In addition, how on earth would anyone know what type of New Zealanders voted for who? And further on that and on the basis your wild and completely unproveable assumption is correct, you claim ‘middle’ nz voted for the nasty Nats, but wasn’t it those that traditionally vote left that went to the Nats? In other words it was arguably the lefty types who responded to the name-calling and bigotry.
I think you twisted yourself up there ….
“Hang on. Isn’t your third paragraph logic that you rely on the same logic that you criticise in the first paragraph?”
“I think you twisted yourself up there ….”
No, I don’t think I have used the same logic. I am providing a reason for why a person, such as myself, may have concluded from the election results that there are a large number of New Zealanders with questionable values.

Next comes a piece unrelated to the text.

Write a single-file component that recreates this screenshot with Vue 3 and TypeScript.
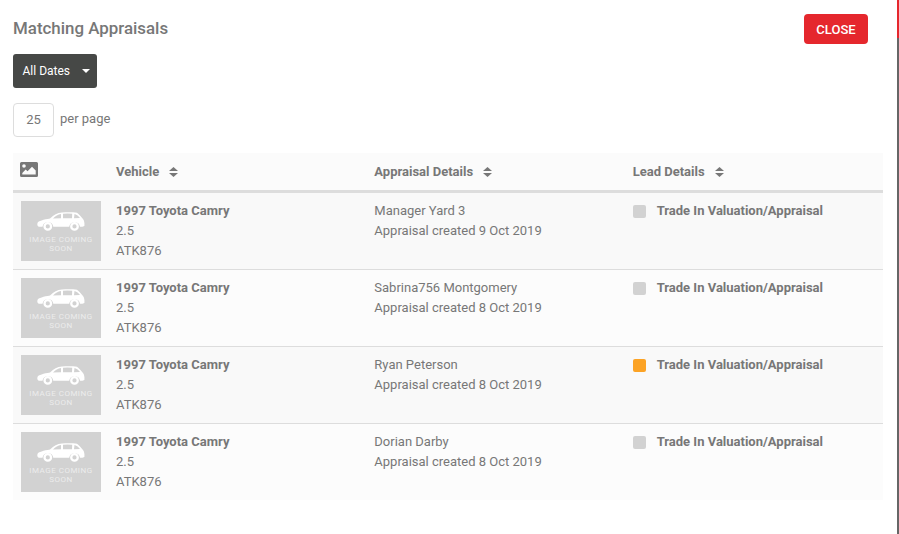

You will have to make your point clearer, because I don’t really understand your line of reasoning at all here.
” …but wasn’t it those that traditionally vote left that went to the Nats? In other words it was arguably the lefty types who responded to the name-calling and bigotry.”
I don’t know the demographics, however I am of the view that anyone who got swayed by the bigoted propaganda of National, whether of a left or right-wing persuasion, show a vulnerability toward bigotry.
I think you may have done it again blue leopard. Your line here “may have concluded from the election results that there are a large number of New Zealanders with questionable values”. Your conclusion was that this was “middle” nz.
Yet your line here “I don’t know the demographics” completely undermines that conclusion.
If you don’t know the demographics then how can you conclude that it was ‘middle’ nz?
My point around who changed voting to support the nats was that it would appear that it was the lefties who did this . The right increased, while the left decreased i.e. the left listened to the name-calling and bigotry of the nats and responded to it by voting for it…
Mr Dave Brown may wish to reflect on this fact too before rushing to judgment as he did.
edit: but I completely agree that this election showed that a huge chunk of nzers have questionable values. Imo many will come to regret their vote, possibly leading to a landslide change next time…
Done what again? I asked you to explain what you meant, I don’t understand.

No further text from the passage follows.